Les projets dont le système de lancement (ICO) a été particulièrement en vogue en 2017, suite notamment à la première réalisée par Ethereum, est un système qui permet généralement de préfinancer le développement d’un projet par une levée de fonds auprès d’investisseurs particuliers (retails) et professionnels (fonds d’investissement). Cette levée de fonds se fait avec une preuve de concept et un whitepaper qui explique les objectifs technologiques, les moyens utilisés et la roadmap du projet afin de parvenir à ses fins. Globalement, on se rend compte que beaucoup d’ICO, la majorité même, lancées en 2017 étaient des arnaques dans les projets qu’elles développaient. Cependant, la répartition et le design économique de ces lancements permettaient tout de même aux investisseurs particuliers d’avoir accès à des prix intéressants.

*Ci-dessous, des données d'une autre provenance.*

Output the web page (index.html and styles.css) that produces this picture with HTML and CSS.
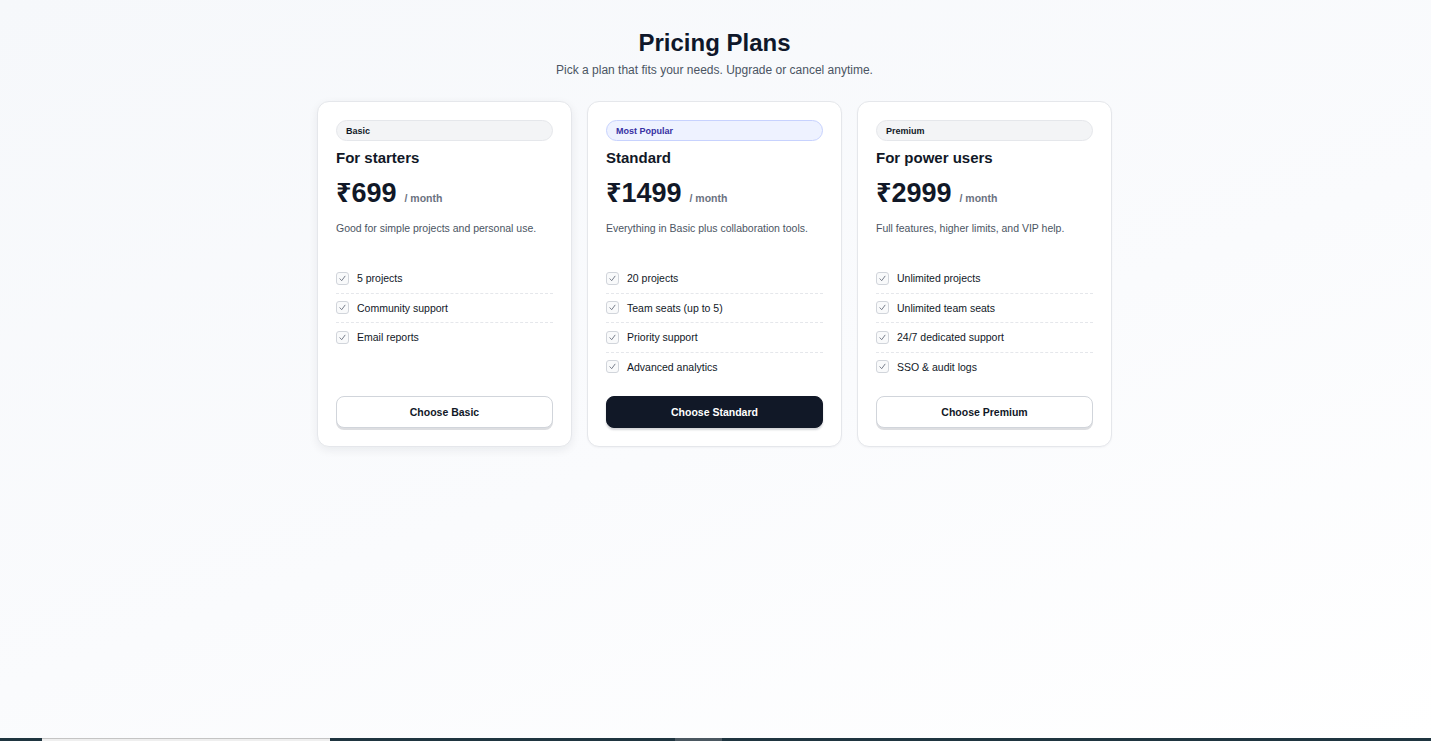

Et pour les projets les plus sérieux, ou du moins ceux qui ont eu des gains très importants par la suite, le prix auquel le public a pu les avoir était très intéressant, on pense notamment à Ethereum ou Solana par exemple. Aujourd’hui, certains projets sont très intéressants techniquement, mais la configuration des tokenomics est tout simplement honteuse à bien des égards. En effet, la part réservée au public (ICO) est de plus en plus petite (2/10 % maximum) comparativement à Ethereum, Cardano ou Ergo (> 75 % pour le grand public). Voici des infographies qui représentent bien l’évolution de la répartition des jetons dans le lancement des projets.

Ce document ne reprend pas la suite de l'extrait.